*PROBLEM TO SOLVE*: Return each line of the listing that contains the string "Output".

*SUPPLIED MATERIAL*:
□ □ □ □ □

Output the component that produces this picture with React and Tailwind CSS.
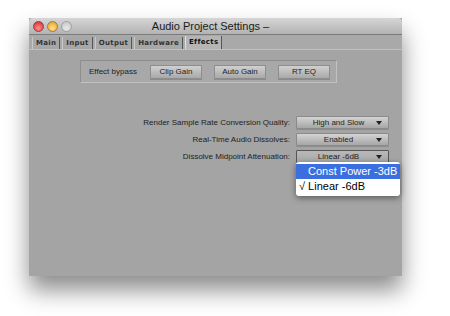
import React from "react";

const tabs = ["Main", "Input", "Output", "Hardware", "Effects"];

const rows = [
  { label: "Render Sample Rate Conversion Quality:", value: "High and Slow" },
  { label: "Real-Time Audio Dissolves:", value: "Enabled" },
  { label: "Dissolve Midpoint Attenuation:", value: "Linear -6dB", open: true },
];

function Dropdown({ value, open }) {
  return (
    <div className="relative">
      <div
        className={
          "flex h-[13px] w-[93px] items-center justify-between whitespace-nowrap rounded-[1px] border pl-[8px] pr-[6px] text-[8px] leading-none text-[#222] " +
          (open
            ? "border-[#555] bg-gradient-to-b from-[#b9b9b9] to-[#a8a8a8]"
            : "border-[#8a8a8a] bg-gradient-to-b from-[#d4d4d4] to-[#a6a6a6] shadow-[0_1px_0_#8e8e8e]")
        }
      >
        <span className="flex-1 text-center">{value}</span>
        <span className="ml-1 h-0 w-0 border-x-[3px] border-t-[4px] border-x-transparent border-t-[#222]" />
      </div>
      {open && (
        <div className="absolute left-0 top-[12px] z-10 w-[104px] whitespace-nowrap rounded-[3px] bg-white py-[2px] text-[11px] leading-[15px] text-black shadow-[0_2px_6px_rgba(0,0,0,0.45)]">
          <div className="bg-[#3b6fe0] pl-[12px] text-white">Const Power -3dB</div>
          <div className="pl-[3px]">√ Linear -6dB</div>
        </div>
      )}
    </div>
  );
}

function BypassButton({ children }) {
  return (
    <div className="flex h-[14px] w-[52px] items-center justify-center whitespace-nowrap border border-[#8d8d8d] bg-gradient-to-b from-[#d0d0d0] to-[#a9a9a9] text-[8px] text-[#222] shadow-[0_1px_0_#8b8b8b]">
      {children}
    </div>
  );
}

export default function App() {
  return (
    <div className="h-[316px] w-[450px] overflow-hidden bg-white pl-[29px] pt-[18px] font-['Liberation_Sans',sans-serif]">
      <div className="flex h-[258px] w-[373px] flex-col bg-[#a4a4a4] shadow-[0_14px_22px_rgba(0,0,0,0.45)]">
        {/* title bar */}
        <div className="relative flex h-[17px] items-center rounded-t-[4px] border-b border-[#7c7c7c] bg-gradient-to-b from-[#d6d6d6] to-[#b3b3b3] px-[4px]">
          <div className="flex gap-[3px]">
            <span className="h-[11px] w-[11px] rounded-full border border-[#9b3a3a] bg-[radial-gradient(circle_at_50%_70%,#ff8a8a,#d22a2a)]" />
            <span className="h-[11px] w-[11px] rounded-full border border-[#a97b2a] bg-[radial-gradient(circle_at_50%_70%,#ffe08a,#e29a22)]" />
            <span className="h-[11px] w-[11px] rounded-full border border-[#a0a0a0] bg-[radial-gradient(circle_at_50%_70%,#e8e8e8,#c2c2c2)]" />
          </div>
          <div className="absolute inset-x-0 top-0 flex h-[17px] items-center justify-center pr-[10px] text-[11px] text-[#1a1a1a]">
            Audio Project Settings –
          </div>
        </div>

        {/* tabs */}
        <div className="flex h-[15px] items-end gap-[2px] border-b border-[#c0c0c0] bg-[#a9a9a9] pl-[3px]">
          {tabs.map((t) => (
            <div
              key={t}
              className={
                "flex h-[12px] items-center border-r border-[#555] px-[3px] font-['DejaVu_Sans',sans-serif] text-[7px] font-bold tracking-[0.3px] " +
                (t === "Effects"
                  ? "h-[13px] border-l border-l-[#e0e0e0] bg-[#b5b5b5] text-[#111]"
                  : "border-l border-l-[#c8c8c8] bg-[#a7a7a7] text-[#333]")
              }
            >
              {t}
            </div>
          ))}
        </div>

        {/* content */}
        <div className="flex flex-1 flex-col bg-[#a4a4a4]">
          <div className="ml-[51px] mt-[10px] flex h-[23px] w-[257px] items-center gap-[12px] border border-[#c2c2c2] border-l-[#8e8e8e] border-t-[#8e8e8e] bg-[#a8a8a8] pl-[8px]">
            <span className="w-[49px] whitespace-nowrap text-[8px] text-[#222]">Effect bypass</span>
            <BypassButton>Clip Gain</BypassButton>
            <BypassButton>Auto Gain</BypassButton>
            <BypassButton>RT EQ</BypassButton>
          </div>

          <div className="mt-[33px] flex flex-col gap-[4px]">
            {rows.map((r) => (
              <div key={r.label} className="flex items-center">
                <span className="w-[267px] whitespace-nowrap pr-[6px] text-right text-[8px] text-[#222]">
                  {r.label}
                </span>
                <Dropdown value={r.value} open={r.open} />
              </div>
            ))}
          </div>
        </div>
      </div>
    </div>
  );
}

□ □ □ □ □

*TASK RESPONSE*:
Output the component that produces this picture with React and Tailwind CSS.
const tabs = ["Main", "Input", "Output", "Hardware", "Effects"];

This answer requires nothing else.